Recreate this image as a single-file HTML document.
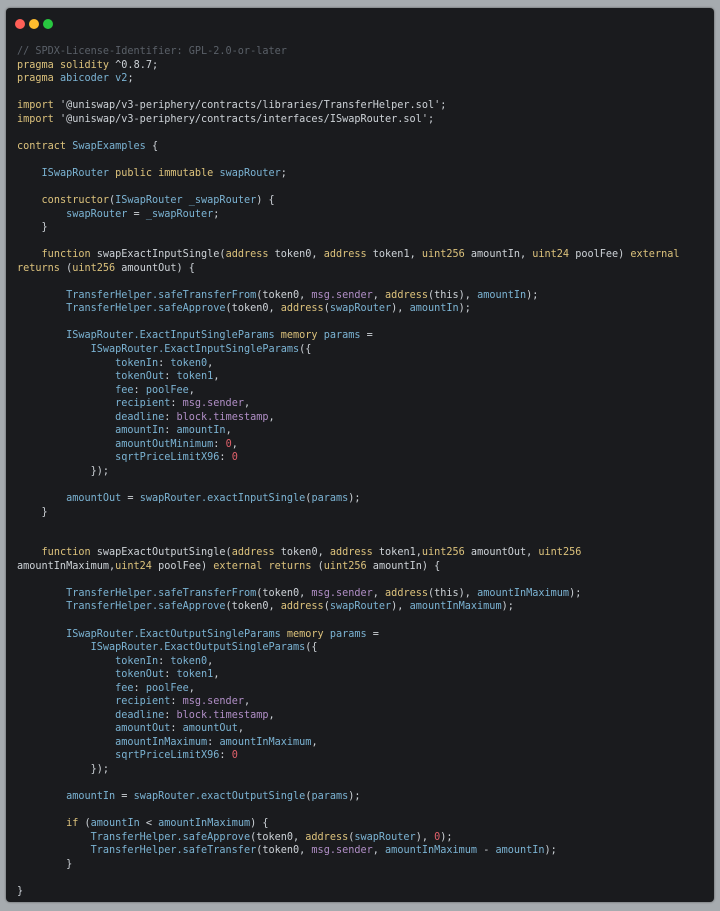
<!DOCTYPE html>
<html><head><meta charset="utf-8"><style>
html,body{margin:0;padding:0;background:#a6abaf;width:720px;height:911px;overflow:hidden}
.win{position:absolute;left:6px;top:8px;width:708px;height:894px;background:#1a1b1e;border-radius:4px;box-shadow:0 0 2px #555}
.dot{position:absolute;top:11px;width:10px;height:10px;border-radius:50%}
pre{position:absolute;left:11px;top:37px;margin:0;font-family:"DejaVu Sans Mono","Liberation Mono",monospace;font-size:10.2px;line-height:13.55px;color:#cdd2d7;white-space:pre}
.k{color:#dcc27c}.b{color:#7bb3d3}.p{color:#b08ec6}.n{color:#e0606a}.c{color:#5a6068}.s{color:#c5cbd1}
</style></head><body>
<div class="win">
<div class="dot" style="left:9px;background:#fe5f57"></div>
<div class="dot" style="left:23px;background:#febc2e"></div>
<div class="dot" style="left:37px;background:#28c840"></div>
<pre><span class="c">// SPDX-License-Identifier: GPL-2.0-or-later</span>
<span class="k">pragma</span> <span class="k">solidity</span> ^0.8.7;
<span class="k">pragma</span> <span class="b">abicoder</span> <span class="b">v2</span>;

<span class="k">import</span> '@uniswap/v3-periphery/contracts/libraries/TransferHelper.sol';
<span class="k">import</span> '@uniswap/v3-periphery/contracts/interfaces/ISwapRouter.sol';

<span class="k">contract</span> <span class="b">SwapExamples</span> {

    <span class="b">ISwapRouter</span> <span class="k">public</span> <span class="k">immutable</span> <span class="b">swapRouter</span>;

    <span class="k">constructor</span>(<span class="b">ISwapRouter</span> <span class="b">_swapRouter</span>) {
        <span class="b">swapRouter</span> = <span class="b">_swapRouter</span>;
    }

    <span class="k">function</span> swapExactInputSingle(<span class="k">address</span> token0, <span class="k">address</span> token1, <span class="k">uint256</span> amountIn, <span class="k">uint24</span> poolFee) <span class="k">external</span>
<span class="k">returns</span> (<span class="k">uint256</span> amountOut) {

        <span class="b">TransferHelper.safeTransferFrom</span>(token0, <span class="p">msg.sender</span>, <span class="k">address</span>(this), <span class="b">amountIn</span>);
        <span class="b">TransferHelper.safeApprove</span>(token0, <span class="k">address</span>(<span class="b">swapRouter</span>), <span class="b">amountIn</span>);

        <span class="b">ISwapRouter.ExactInputSingleParams</span> <span class="k">memory</span> <span class="b">params</span> =
            <span class="b">ISwapRouter.ExactInputSingleParams</span>({
                <span class="b">tokenIn</span>: <span class="b">token0</span>,
                <span class="b">tokenOut</span>: <span class="b">token1</span>,
                <span class="b">fee</span>: <span class="b">poolFee</span>,
                <span class="b">recipient</span>: <span class="p">msg.sender</span>,
                <span class="b">deadline</span>: <span class="p">block.timestamp</span>,
                <span class="b">amountIn</span>: <span class="b">amountIn</span>,
                <span class="b">amountOutMinimum</span>: <span class="n">0</span>,
                <span class="b">sqrtPriceLimitX96</span>: <span class="n">0</span>
            });

        <span class="b">amountOut</span> = <span class="b">swapRouter.exactInputSingle</span>(<span class="b">params</span>);
    }


    <span class="k">function</span> swapExactOutputSingle(<span class="k">address</span> token0, <span class="k">address</span> token1,<span class="k">uint256</span> amountOut, <span class="k">uint256</span>
amountInMaximum,<span class="k">uint24</span> poolFee) <span class="k">external</span> <span class="k">returns</span> (<span class="k">uint256</span> amountIn) {

        <span class="b">TransferHelper.safeTransferFrom</span>(token0, <span class="p">msg.sender</span>, <span class="k">address</span>(this), <span class="b">amountInMaximum</span>);
        <span class="b">TransferHelper.safeApprove</span>(token0, <span class="k">address</span>(<span class="b">swapRouter</span>), <span class="b">amountInMaximum</span>);

        <span class="b">ISwapRouter.ExactOutputSingleParams</span> <span class="k">memory</span> <span class="b">params</span> =
            <span class="b">ISwapRouter.ExactOutputSingleParams</span>({
                <span class="b">tokenIn</span>: <span class="b">token0</span>,
                <span class="b">tokenOut</span>: <span class="b">token1</span>,
                <span class="b">fee</span>: <span class="b">poolFee</span>,
                <span class="b">recipient</span>: <span class="p">msg.sender</span>,
                <span class="b">deadline</span>: <span class="p">block.timestamp</span>,
                <span class="b">amountOut</span>: <span class="b">amountOut</span>,
                <span class="b">amountInMaximum</span>: <span class="b">amountInMaximum</span>,
                <span class="b">sqrtPriceLimitX96</span>: <span class="n">0</span>
            });

        <span class="b">amountIn</span> = <span class="b">swapRouter.exactOutputSingle</span>(<span class="b">params</span>);

        <span class="k">if</span> (<span class="b">amountIn</span> &lt; <span class="b">amountInMaximum</span>) {
            <span class="b">TransferHelper.safeApprove</span>(token0, <span class="k">address</span>(<span class="b">swapRouter</span>), <span class="n">0</span>);
            <span class="b">TransferHelper.safeTransfer</span>(token0, <span class="p">msg.sender</span>, <span class="b">amountInMaximum</span> - <span class="b">amountIn</span>);
        }

}</pre>
</div>
</body></html>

--

## What to do
All of the material above is to be copied exactly, except for its images.

## Exercise solution
Recreate this image as a single-file HTML document.
<!DOCTYPE html>
<html><head><meta charset="utf-8"><style>
html,body{margin:0;padding:0;background:#a6abaf;width:720px;height:911px;overflow:hidden}
.win{position:absolute;left:6px;top:8px;width:708px;height:894px;background:#1a1b1e;border-radius:4px;box-shadow:0 0 2px #555}
.dot{position:absolute;top:11px;width:10px;height:10px;border-radius:50%}
pre{position:absolute;left:11px;top:37px;margin:0;font-family:"DejaVu Sans Mono","Liberation Mono",monospace;font-size:10.2px;line-height:13.55px;color:#cdd2d7;white-space:pre}
.k{color:#dcc27c}.b{color:#7bb3d3}.p{color:#b08ec6}.n{color:#e0606a}.c{color:#5a6068}.s{color:#c5cbd1}
</style></head><body>
<div class="win">
<div class="dot" style="left:9px;background:#fe5f57"></div>
<div class="dot" style="left:23px;background:#febc2e"></div>
<div class="dot" style="left:37px;background:#28c840"></div>
<pre><span class="c">// SPDX-License-Identifier: GPL-2.0-or-later</span>
<span class="k">pragma</span> <span class="k">solidity</span> ^0.8.7;
<span class="k">pragma</span> <span class="b">abicoder</span> <span class="b">v2</span>;

<span class="k">import</span> '@uniswap/v3-periphery/contracts/libraries/TransferHelper.sol';
<span class="k">import</span> '@uniswap/v3-periphery/contracts/interfaces/ISwapRouter.sol';

<span class="k">contract</span> <span class="b">SwapExamples</span> {

    <span class="b">ISwapRouter</span> <span class="k">public</span> <span class="k">immutable</span> <span class="b">swapRouter</span>;

    <span class="k">constructor</span>(<span class="b">ISwapRouter</span> <span class="b">_swapRouter</span>) {
        <span class="b">swapRouter</span> = <span class="b">_swapRouter</span>;
    }

    <span class="k">function</span> swapExactInputSingle(<span class="k">address</span> token0, <span class="k">address</span> token1, <span class="k">uint256</span> amountIn, <span class="k">uint24</span> poolFee) <span class="k">external</span>
<span class="k">returns</span> (<span class="k">uint256</span> amountOut) {

        <span class="b">TransferHelper.safeTransferFrom</span>(token0, <span class="p">msg.sender</span>, <span class="k">address</span>(this), <span class="b">amountIn</span>);
        <span class="b">TransferHelper.safeApprove</span>(token0, <span class="k">address</span>(<span class="b">swapRouter</span>), <span class="b">amountIn</span>);

        <span class="b">ISwapRouter.ExactInputSingleParams</span> <span class="k">memory</span> <span class="b">params</span> =
            <span class="b">ISwapRouter.ExactInputSingleParams</span>({
                <span class="b">tokenIn</span>: <span class="b">token0</span>,
                <span class="b">tokenOut</span>: <span class="b">token1</span>,
                <span class="b">fee</span>: <span class="b">poolFee</span>,
                <span class="b">recipient</span>: <span class="p">msg.sender</span>,
                <span class="b">deadline</span>: <span class="p">block.timestamp</span>,
                <span class="b">amountIn</span>: <span class="b">amountIn</span>,
                <span class="b">amountOutMinimum</span>: <span class="n">0</span>,
                <span class="b">sqrtPriceLimitX96</span>: <span class="n">0</span>
            });

        <span class="b">amountOut</span> = <span class="b">swapRouter.exactInputSingle</span>(<span class="b">params</span>);
    }


    <span class="k">function</span> swapExactOutputSingle(<span class="k">address</span> token0, <span class="k">address</span> token1,<span class="k">uint256</span> amountOut, <span class="k">uint256</span>
amountInMaximum,<span class="k">uint24</span> poolFee) <span class="k">external</span> <span class="k">returns</span> (<span class="k">uint256</span> amountIn) {

        <span class="b">TransferHelper.safeTransferFrom</span>(token0, <span class="p">msg.sender</span>, <span class="k">address</span>(this), <span class="b">amountInMaximum</span>);
        <span class="b">TransferHelper.safeApprove</span>(token0, <span class="k">address</span>(<span class="b">swapRouter</span>), <span class="b">amountInMaximum</span>);

        <span class="b">ISwapRouter.ExactOutputSingleParams</span> <span class="k">memory</span> <span class="b">params</span> =
            <span class="b">ISwapRouter.ExactOutputSingleParams</span>({
                <span class="b">tokenIn</span>: <span class="b">token0</span>,
                <span class="b">tokenOut</span>: <span class="b">token1</span>,
                <span class="b">fee</span>: <span class="b">poolFee</span>,
                <span class="b">recipient</span>: <span class="p">msg.sender</span>,
                <span class="b">deadline</span>: <span class="p">block.timestamp</span>,
                <span class="b">amountOut</span>: <span class="b">amountOut</span>,
                <span class="b">amountInMaximum</span>: <span class="b">amountInMaximum</span>,
                <span class="b">sqrtPriceLimitX96</span>: <span class="n">0</span>
            });

        <span class="b">amountIn</span> = <span class="b">swapRouter.exactOutputSingle</span>(<span class="b">params</span>);

        <span class="k">if</span> (<span class="b">amountIn</span> &lt; <span class="b">amountInMaximum</span>) {
            <span class="b">TransferHelper.safeApprove</span>(token0, <span class="k">address</span>(<span class="b">swapRouter</span>), <span class="n">0</span>);
            <span class="b">TransferHelper.safeTransfer</span>(token0, <span class="p">msg.sender</span>, <span class="b">amountInMaximum</span> - <span class="b">amountIn</span>);
        }

}</pre>
</div>
</body></html>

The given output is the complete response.